When you practice by yourself, there’s no-one else to rely on – you have to be your own instructor!

My lovely instructors both said ‘Find a move or something to improve, and make it your Tai Chi Lockdown Challenge’! I decided that mine would be to learn the entire set!  Although I have been practicing for a few years, I have terrible trouble remembering the whole thing from start to finish and this is, in part, due to a condition called Dyscalculia which affects navigation and sense of direction! 

I have been doing the set three times a day, every day.  Sometimes I am able to practice on the beach, close to the shoreline, which is tranquil and lovely.  Often when I finish and I’m returning, I get asked by people “What’s that ‘thing’ you’re doing? We’d like to learn that! Where can we do it?’ Older people, especially, mention that they would love a gentle exercise to help them keep fit and healthy and improve their general wellbeing.  ‘There’s nothing better for your mind, body and spirit’, I say, ‘but don’t take my word for it, go and have a look at our website’!

I thank my lucky stars and Mr Moy, every day, that I am able to practice Tai Chi at this stressful time.  It has been central to my ability to cope and continue to work throughout.  I’m really loving my Tai Chi Lockdown Challenge! 


I have always thought how nice it would be to go to the Orangeville Centre and volunteer for 3 months or so, especially after having heard so many stories from others that have been able to do this. So at the very start of the lockdown I thought, what a good opportunity to do what I thought I would never (mainly because of family commitments) be able to do…to just stop, and retreat, and find stillness.

Almost every day since the lockdown, I practice my tai chi for as long as I can in the mornings, and then I undertake chores/DIY tasks (and there are many of them) throughout the day.
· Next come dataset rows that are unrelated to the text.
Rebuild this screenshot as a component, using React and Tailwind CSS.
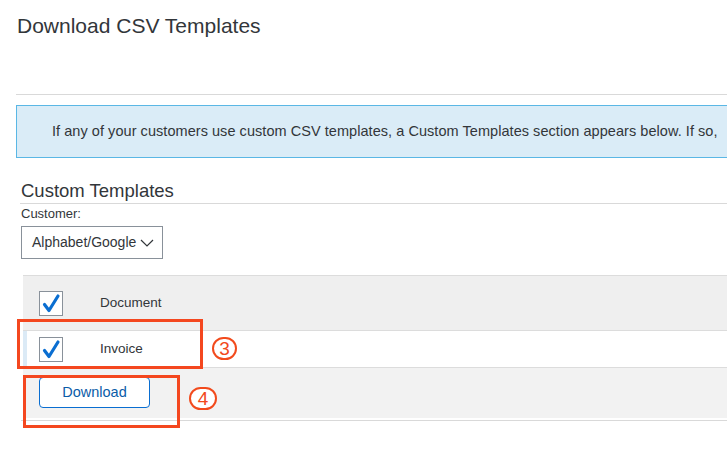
import React from 'react';

// Download CSV Templates page with tutorial call-outs (boxes + numbered circles).

function Check() {
  return (
    <span className="flex h-[25px] w-[24px] shrink-0 items-center justify-center border border-[#89919a] bg-white">
      <svg width="20" height="21" viewBox="0 0 20 21" fill="none">
        <path d="M3.5 11.5 L8 17.5 L17 3" stroke="#0a6ed1" strokeWidth="3.2" strokeLinecap="round" strokeLinejoin="round" />
      </svg>
    </span>
  );
}

function Callout({ n, className }) {
  return (
    <div className={`absolute flex items-center justify-center rounded-full border-[2.5px] border-[#f24a1c] bg-white text-[19px] leading-none text-[#f24a1c] ${className}`}>
      {n}
    </div>
  );
}

export default function App() {
  return (
    <div
      className="relative h-[452px] w-[727px] overflow-hidden bg-white text-[#32363a]"
      style={{ fontFamily: '"Liberation Sans", Arial, sans-serif' }}
    >
      <div className="w-[1000px]">
        <h1 className="pl-[17px] pt-[12px] text-[21px] leading-[28px]">Download CSV Templates</h1>

        <div className="ml-[16px] mt-[54px] border-t border-[#d9d9d9]" />

        <div className="ml-[16px] mt-[10px] flex h-[53px] w-[740px] items-center border border-[#5ab7e5] bg-[#daecf7] pl-[35px] text-[14.5px] tracking-[0.05px] whitespace-nowrap">
          If any of your customers use custom CSV templates, a Custom Templates section appears below. If so,
        </div>

        <div className="ml-[20px] mt-[20px] border-b border-[#d9d9d9] pl-[1px] text-[18.5px] leading-[25px]">
          Custom Templates
        </div>

        <div className="ml-[21px] mt-[2px] text-[13px] leading-[16px]">Customer:</div>

        <div className="ml-[21px] mt-[4px] flex h-[33px] w-[142px] items-center justify-between border border-[#89919a] pl-[10px] pr-[8px] text-[14px]">
          <span>Alphabet/Google</span>
          <svg width="14" height="8" viewBox="0 0 14 8" fill="none">
            <path d="M1 1 L7 7 L13 1" stroke="#32363a" strokeWidth="1.2" />
          </svg>
        </div>

        <div className="ml-[23px] mt-[16px] border-t border-[#dcdcdc]">
          <div className="flex h-[55px] items-center border-b border-[#dcdcdc] bg-[#efefef] pl-[16px] text-[13.5px]">
            <Check />
            <span className="ml-[37px]">Document</span>
          </div>
          <div className="flex h-[37px] items-center border-b border-[#dcdcdc] bg-white text-[13.5px]">
            <span className="h-full w-[4px] bg-[#dbeaf6]" />
            <span className="ml-[12px]"><Check /></span>
            <span className="ml-[37px]">Invoice</span>
          </div>
          <div className="flex h-[50px] items-start bg-[#f2f2f2] pl-[16px] pt-[9px]">
            <button className="flex h-[31px] w-[111px] items-center justify-center rounded-[4px] border border-[#0a6ed1] bg-white text-[14.5px] text-[#0a5ca8]">
              Download
            </button>
          </div>
        </div>
        <div className="ml-[21px] mt-[2px] border-t border-[#d9d9d9]" />
      </div>

      {/* call-outs */}
      <div className="absolute left-[17px] top-[319px] h-[50px] w-[186px] border-[3px] border-[#f4471f]" />
      <Callout n="3" className="left-[212px] top-[337px] h-[23px] w-[25px]" />
      <div className="absolute left-[23px] top-[375px] h-[53px] w-[157px] border-[3px] border-[#f4471f]" />
      <Callout n="4" className="left-[189px] top-[387px] h-[23px] w-[28px]" />
    </div>
  );
}
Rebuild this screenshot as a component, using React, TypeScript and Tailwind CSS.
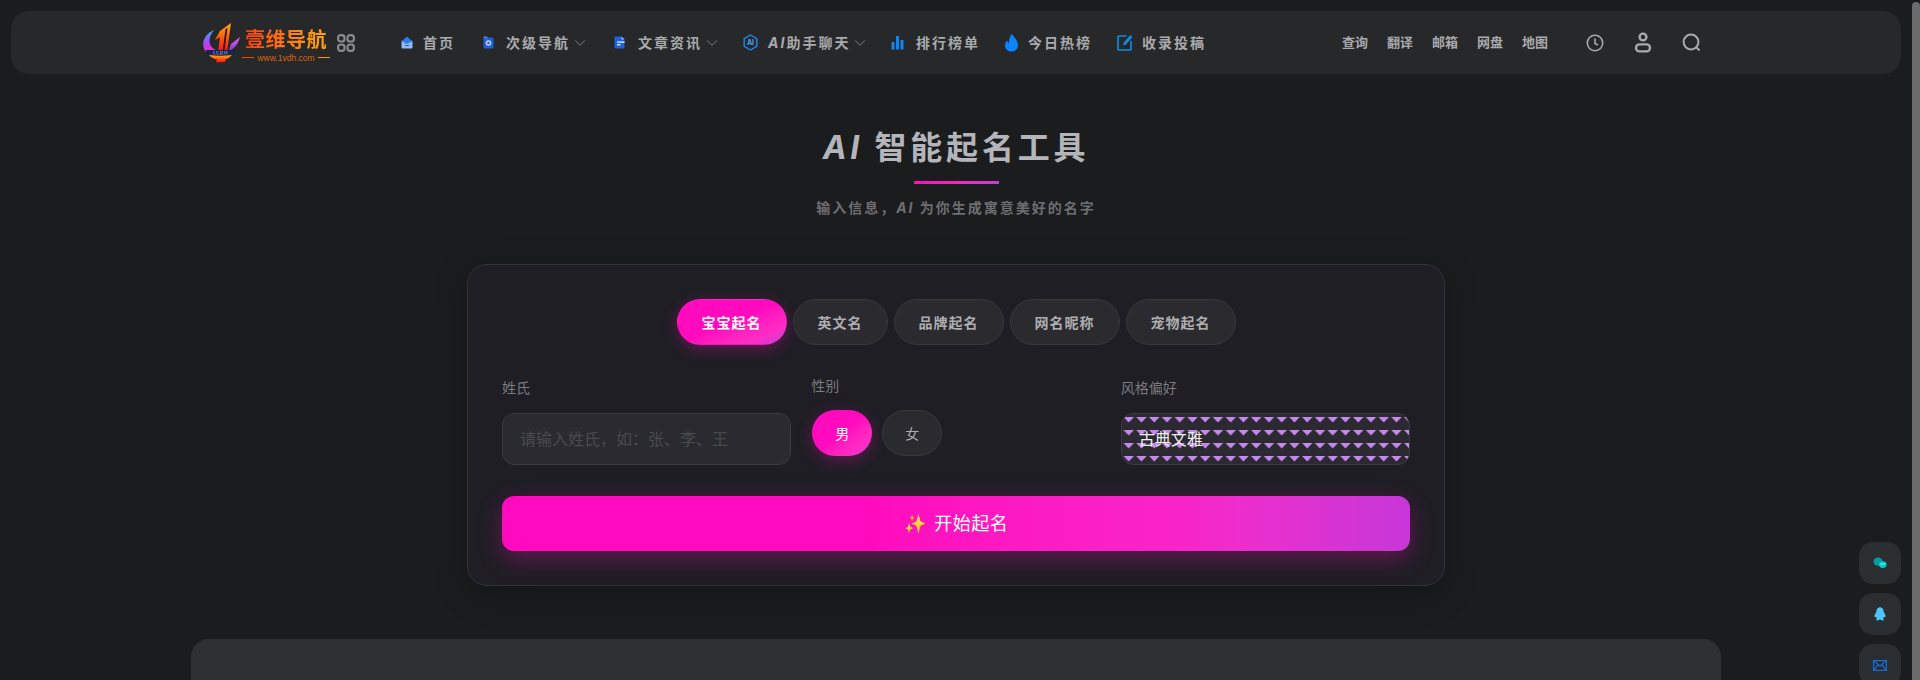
import React from "react";
import { ChevronDown } from "lucide-react";

const sans = "font-['Inter','Noto_Sans_CJK_SC',sans-serif]";

const HomeIcon = () => (
    <svg width="12" height="13" viewBox="0 0 12 13">
        <path d="M6 0.5 L11.5 5.5 H0.5 Z" fill="#2f7be8" />
        <rect x="0.5" y="5" width="11" height="7.5" rx="1" fill="#8dbcf5" />
        <path d="M0.5 5 L6 8 L11.5 5 V4.6 H0.5 Z" fill="#2f7be8" />
        <rect x="4" y="9" width="4" height="1" fill="#2f5fa8" />
    </svg>
);

const CameraIcon = () => (
    <svg width="11" height="13" viewBox="0 0 11 13">
        <rect x="0.5" y="1.5" width="10" height="11" rx="1.5" fill="#1f5fdc" />
        <rect x="0.5" y="0.5" width="4" height="2" rx="0.5" fill="#3f86ee" />
        <circle cx="5.5" cy="7" r="2.8" fill="#bcd8fb" />
        <circle cx="5.5" cy="7" r="1.3" fill="#1f5fdc" />
    </svg>
);

const DocIcon = () => (
    <svg width="11" height="13" viewBox="0 0 11 13">
        <path d="M1.5 0.5 H7.5 L10.5 3.5 V11 a1.5 1.5 0 0 1 -1.5 1.5 H2 a1.5 1.5 0 0 1 -1.5 -1.5 V2 a1.5 1.5 0 0 1 1 -1.5 Z" fill="#1f62e0" />
        <path d="M7.5 0.5 L10.5 3.5 H7.5 Z" fill="#8dbcf5" />
        <rect x="3" y="5.4" width="7.5" height="1.5" fill="#cfe2fb" />
        <rect x="3" y="8" width="3.5" height="1.4" fill="#cfe2fb" />
    </svg>
);

const AiIcon = () => (
    <svg width="15" height="17" viewBox="0 0 15 17">
        <path d="M7.5 1 L13.8 4.7 V12.3 L7.5 16 L1.2 12.3 V4.7 Z" fill="none" stroke="#1e88f0" strokeWidth="1.4" />
        <text x="7.5" y="11.2" textAnchor="middle" fontSize="7" fontWeight="700" fill="#4aa3f5" fontFamily="Inter">AI</text>
    </svg>
);

const BarsIcon = () => (
    <svg width="13" height="15" viewBox="0 0 13 15">
        <rect x="0.5" y="7" width="3" height="7.5" fill="#0f86f0" />
        <rect x="5" y="1" width="3" height="13.5" fill="#0f86f0" />
        <rect x="9.5" y="5" width="3" height="9.5" fill="#0f86f0" />
    </svg>
);

const FireIcon = () => (
    <svg width="15" height="19" viewBox="0 0 15 19">
        <path d="M8 0.5 C8.8 3.5 13.8 6.5 14 12 C14.2 16 11 18.6 7.4 18.6 C3.6 18.6 0.8 16 1 12.2 C1.1 10 2.2 8.3 3.2 7.2 C3.5 8.6 4 9.6 5 10 C4.8 6.5 6 3 8 0.5 Z" fill="#0a84ff" />
    </svg>
);

const EditIcon = () => (
    <svg width="16" height="17" viewBox="0 0 16 17">
        <path d="M9.5 2 H2 a1 1 0 0 0 -1 1 V15 a1 1 0 0 0 1 1 H13 a1 1 0 0 0 1 -1 V7" fill="none" stroke="#0f8ae6" strokeWidth="1.7" />
        <path d="M6 11.5 L6.8 8.5 L13.3 1 L15.5 3 L9 10.4 Z" fill="#0f8ae6" />
    </svg>
);

const GridIcon = () => (
    <svg width="18" height="18" viewBox="0 0 18 18" fill="none" stroke="#8b8c8e" strokeWidth="2.1">
        <rect x="1.1" y="1.1" width="6.4" height="6.4" rx="2.6" />
        <rect x="10.5" y="1.1" width="6.4" height="6.4" rx="2.6" />
        <rect x="1.1" y="10.5" width="6.4" height="6.4" rx="2.6" />
        <rect x="10.5" y="10.5" width="6.4" height="6.4" rx="2.6" />
    </svg>
);

const Logo = () => (
    <svg width="40" height="40" viewBox="0 0 40 40">
        <defs>
            <linearGradient id="wing" x1="0.3" y1="0" x2="0.6" y2="1">
                <stop offset="0" stopColor="#3aa8f0" />
                <stop offset="0.45" stopColor="#b040f0" />
                <stop offset="1" stopColor="#ff2fb0" />
            </linearGradient>
            <linearGradient id="one" x1="0" y1="0" x2="0" y2="1">
                <stop offset="0" stopColor="#ffb010" />
                <stop offset="0.6" stopColor="#ff4a10" />
                <stop offset="1" stopColor="#f01020" />
            </linearGradient>
            <linearGradient id="wingRight" x1="0" y1="0" x2="0" y2="1">
                <stop offset="0" stopColor="#e060e0" />
                <stop offset="1" stopColor="#8040e0" />
            </linearGradient>
        </defs>
        <path d="M13 7 C3 11 -1 22 5 29 C10 33 26 33 30 29 C22 30 13 28 10 23 C7 18 9 12 13 7 Z" fill="url(#wing)" />
        <path d="M39 14 C37 21 34 25 28 28 L30 21 Z" fill="url(#wingRight)" />
        <path d="M19 8 L30 0 L26 29 L17 29 L19 14 L14 17 Z" fill="url(#one)" />
        <path d="M24.5 6 L26.5 5 L23.5 27 L21.8 27 Z" fill="#3a1010" />
        <rect x="5" y="27" width="29" height="4.5" fill="#1c2348" />
        <text x="19.5" y="30.8" textAnchor="middle" fontSize="4.6" fontWeight="700" fill="#4f9cf0" fontFamily="Liberation Serif" letterSpacing="0.7">1VDH</text>
        <path d="M8 32 C14 33 24 33 31 32 C28 35 26 36 25 36 L24 39 L15 39.5 L16 36.5 C13 36 10 34.5 8 32 Z" fill="url(#one)" />
    </svg>
);

const navItems = [
    { icon: <HomeIcon />, label: <>首页</>, key: "home", width: "w-[82px]", iconBox: "w-[22px]", arrow: false },
    { icon: <CameraIcon />, label: <>次级导航</>, key: "sub", width: "w-[131px]", iconBox: "w-[23px]", arrow: true },
    { icon: <DocIcon />, label: <>文章资讯</>, key: "news", width: "w-[129px]", iconBox: "w-[24px]", arrow: true },
    { icon: <AiIcon />, label: <><i>AI</i>助手聊天</>, key: "ai", width: "w-[148px]", iconBox: "w-[25px]", arrow: true },
    { icon: <BarsIcon />, label: <>排行榜单</>, key: "rank", width: "w-[113px]", iconBox: "w-[25px]", arrow: false },
    { icon: <FireIcon />, label: <>今日热榜</>, key: "hot", width: "w-[113px]", iconBox: "w-[24px]", arrow: false },
    { icon: <EditIcon />, label: <>收录投稿</>, key: "submit", width: "w-[100px]", iconBox: "w-[25px]", arrow: false },
];

const quickLinks = ["查询", "翻译", "邮箱", "网盘", "地图"];
const tabs = ["宝宝起名", "英文名", "品牌起名", "网名昵称", "宠物起名"];

const Header = () => (
    <header className="h-[63px] bg-[#27282a] rounded-[18px] flex items-center pl-[190px]">
        <Logo />
        <div className="ml-[3px] mt-[6px] w-[84px] flex flex-col items-center">
            <span className="text-[20px] leading-[22px] font-bold tracking-[0.5px] whitespace-nowrap bg-gradient-to-r from-[#ff3a10] to-[#ffa50a] bg-clip-text text-transparent">壹维导航</span>
            <div className="flex items-center gap-[3px] mt-[2px]">
                <span className="w-[12px] h-px bg-[#e8480f]" />
                <span className="text-[8.5px] leading-[10px] text-[#d8660f] font-['Liberation_Sans',sans-serif]">www.1vdh.com</span>
                <span className="w-[12px] h-px bg-[#e8a00f]" />
            </div>
        </div>
        <div className="ml-[9px]">
            <GridIcon />
        </div>
        <nav className="ml-[46px] flex items-center">
            {navItems.map((item) => (
                <div key={item.key} className={`${item.width} flex items-center`}>
                    <span className={`${item.iconBox} flex items-center`}>{item.icon}</span>
                    <span className="text-[14px] font-bold tracking-[2px] text-[#a9aaad] whitespace-nowrap">{item.label}</span>
                    {item.arrow && <ChevronDown size={18} strokeWidth={1.3} className="ml-[1px] text-[#808184]" />}
                </div>
            ))}
        </nav>
        <div className="ml-[125px] flex items-center gap-[19px]">
            {quickLinks.map((link) => (
                <span key={link} className="text-[13px] font-bold text-[#a9aaad] whitespace-nowrap">{link}</span>
            ))}
        </div>
        <div className="ml-[38px] flex items-center gap-[30px] text-[#a9aaad]">
            <svg width="18" height="18" viewBox="0 0 18 18" fill="none" stroke="currentColor" strokeWidth="1.6">
                <circle cx="9" cy="9" r="7.7" />
                <path d="M9 4.5 V9.4 L12 11" />
            </svg>
            <svg width="18" height="21" viewBox="0 0 18 21" fill="none" stroke="currentColor" strokeWidth="2.4">
                <circle cx="9" cy="5" r="3.4" />
                <rect x="2" y="12.4" width="14" height="7" rx="3.5" />
            </svg>
            <svg width="19" height="19" viewBox="0 0 19 19" fill="none" stroke="currentColor" strokeWidth="2">
                <circle cx="9" cy="9" r="7.4" />
                <path d="M14 14 L17.5 17.5" />
            </svg>
        </div>
    </header>
);

const TrianglePattern = () => (
    <svg className="absolute inset-0 w-full h-full" aria-hidden="true">
        <defs>
            <pattern id="tri" x="1.5" y="3" width="12.75" height="13" patternUnits="userSpaceOnUse">
                <path d="M0 0 H10.5 L5.25 5.6 Z" fill="#c788ee" />
            </pattern>
        </defs>
        <rect width="100%" height="100%" fill="url(#tri)" />
    </svg>
);

const SideButton = ({ children }: { children: React.ReactNode }) => (
    <div className="w-[42px] h-[42px] rounded-[14px] bg-[#2b2e30] flex items-center justify-center">{children}</div>
);

const App = () => {
    return (
        <div className={`${sans} relative h-[680px] overflow-hidden bg-[#1b1c1e] flex`}>
            <div className="flex-1 min-w-0">
                <div className="pt-[11px] pl-[11px] pr-[11px]">
                    <Header />
                </div>

                <div className="mt-[52px] flex flex-col items-center">
                    <h1 className="text-[32px] leading-[44px] font-bold tracking-[3.8px] text-[#b4b5ba]"><i>AI</i> 智能起名工具</h1>
                    <div className="mt-[11px] w-[85px] h-[3px] bg-gradient-to-r from-[#ff0abe] via-[#ff20c0] to-[#c837d8]" />
                    <p className="mt-[14px] text-[14px] leading-[20px] font-bold tracking-[2px] text-[#6d6e72]">输入信息，<i>AI</i> 为你生成寓意美好的名字</p>
                </div>

                <section className="mx-auto mt-[46px] w-[978px] h-[322px] rounded-[20px] bg-[#1e1e24] border border-[#323238] shadow-[0_8px_32px_rgba(0,0,0,0.25)] px-[34px] pt-[34px]">
                    <div className="flex justify-center gap-[6px]">
                        {tabs.map((tab, i) => (
                            <button
                                key={tab}
                                className={
                                    i === 0
                                        ? "h-[46px] px-[24px] rounded-full border border-transparent text-[14px] font-bold tracking-[1px] text-white bg-gradient-to-br from-[#ff0abe] from-50% via-[#ff2cc4] via-80% to-[#c837d8] shadow-[0_4px_15px_rgba(255,10,190,0.3)]"
                                        : "h-[46px] px-[24px] rounded-full border border-[#38383d] text-[14px] font-bold tracking-[1px] text-[#aeaeb0] bg-[#2a2a2f]"
                                }
                            >
                                {tab}
                            </button>
                        ))}
                    </div>

                    <div className="mt-[23px] grid grid-cols-3 gap-x-5 items-start">
                        <div className="pt-[10px]">
                            <label className="block text-[14px] leading-[20px] text-[#7b7b80]">姓氏</label>
                            <div className="mt-[15px] h-[52px] rounded-[12px] bg-[#2a2a30] border border-[#3a3a40] px-[17px] flex items-center text-[16px] text-[#4a4a4f]">
                                请输入姓氏，如：张、李、王
                            </div>
                        </div>
                        <div className="pt-[8px]">
                            <label className="block text-[14px] leading-[20px] text-[#7b7b80]">性别</label>
                            <div className="mt-[14px] ml-px flex gap-[10px]">
                                <button className="w-[60px] h-[46px] rounded-full text-[14px] text-white bg-gradient-to-br from-[#ff0abe] from-50% via-[#ff2cc4] via-80% to-[#c837d8] shadow-[0_4px_15px_rgba(255,10,190,0.3)]">男</button>
                                <button className="w-[60px] h-[46px] rounded-full text-[14px] text-[#aeaeb0] bg-[#2a2a2f] border border-[#38383d]">女</button>
                            </div>
                        </div>
                        <div className="pt-[10px]">
                            <label className="block text-[14px] leading-[20px] text-[#7b7b80]">风格偏好</label>
                            <div className="relative mt-[15px] h-[52px] rounded-[12px] overflow-hidden bg-[#2a2a30] border border-[#3a3a40] px-[17px] flex items-center text-[16px] text-[#eeeeee]">
                                <TrianglePattern />
                                <span className="relative">古典文雅</span>
                            </div>
                        </div>
                    </div>

                    <button className="mt-[31px] w-full h-[55px] rounded-[12px] flex items-center justify-center gap-[8px] text-[18px] font-normal tracking-[0.5px] text-white bg-gradient-to-r from-[#ff0abe] from-40% via-[#f925c8] via-75% to-[#c837d8] shadow-[0_8px_25px_rgba(255,10,190,0.3)]">
                        <span>✨</span>
                        <span>开始起名</span>
                    </button>
                </section>

                <div className="mx-auto mt-[53px] w-[1530px] h-[200px] rounded-t-[18px] bg-[#2f3032]" />
            </div>

            <div className="w-[8px] shrink-0 pt-[2px]">
                <div className="h-full rounded-t-full bg-[#6c6c6c]" />
            </div>

            <div className="absolute left-[1859px] top-[542px] flex flex-col gap-[9px]">
                <SideButton>
                    <svg width="14" height="12" viewBox="0 0 14 12">
                        <ellipse cx="5" cy="4.6" rx="4.6" ry="4.2" fill="#0b9a9c" />
                        <ellipse cx="9.8" cy="7.6" rx="3.8" ry="3.4" fill="#06c8cc" />
                        <circle cx="8.4" cy="7" r="0.7" fill="#d8ffff" />
                        <circle cx="11" cy="7" r="0.7" fill="#d8ffff" />
                    </svg>
                </SideButton>
                <SideButton>
                    <svg width="12" height="14" viewBox="0 0 12 14">
                        <path d="M6 0.3 C8.6 0.3 9.6 2.5 9.7 5 C10.8 6.6 11.9 8.4 11.6 9.9 C11.2 10.5 10.6 10.1 10.1 9.5 C9.9 10.6 9.4 11.2 9 11.7 C9.8 12.1 10 12.9 9.4 13.2 C8.4 13.6 7 13.3 6.2 12.6 H5.8 C5 13.3 3.6 13.6 2.6 13.2 C2 12.9 2.2 12.1 3 11.7 C2.6 11.2 2.1 10.6 1.9 9.5 C1.4 10.1 0.8 10.5 0.4 9.9 C0.1 8.4 1.2 6.6 2.3 5 C2.4 2.5 3.4 0.3 6 0.3 Z" fill="#4dc4ff" />
                    </svg>
                </SideButton>
                <SideButton>
                    <svg width="14" height="11" viewBox="0 0 14 11" fill="none" stroke="#1272e6" strokeWidth="1.1">
                        <rect x="0.6" y="0.6" width="12.8" height="9.8" />
                        <path d="M0.6 0.6 L7 6 L13.4 0.6 M0.6 10.4 L5.2 4.6 M13.4 10.4 L8.8 4.6" />
                    </svg>
                </SideButton>
            </div>
        </div>
    );
};

export default App;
Even though I am at home, I have still felt connected with the society in so many ways – The class Zoom calls, class emails and class WhatsApp groups, branch Zoom calls, regional Zoom calls, national Zoom calls and national chanting Zoom calls, and the real pinnacle connection of the week is the International chanting Zoom calls followed by the talks.

I have been focusing on past workshop instructions, mainly using the ground force and the spine as the engine, as well as the coiling and trying to find (feel) the many circles in the moves. It’s amazing how forgotten instructions from workshops I’d attended years ago slip quietly into my head while I’m practising.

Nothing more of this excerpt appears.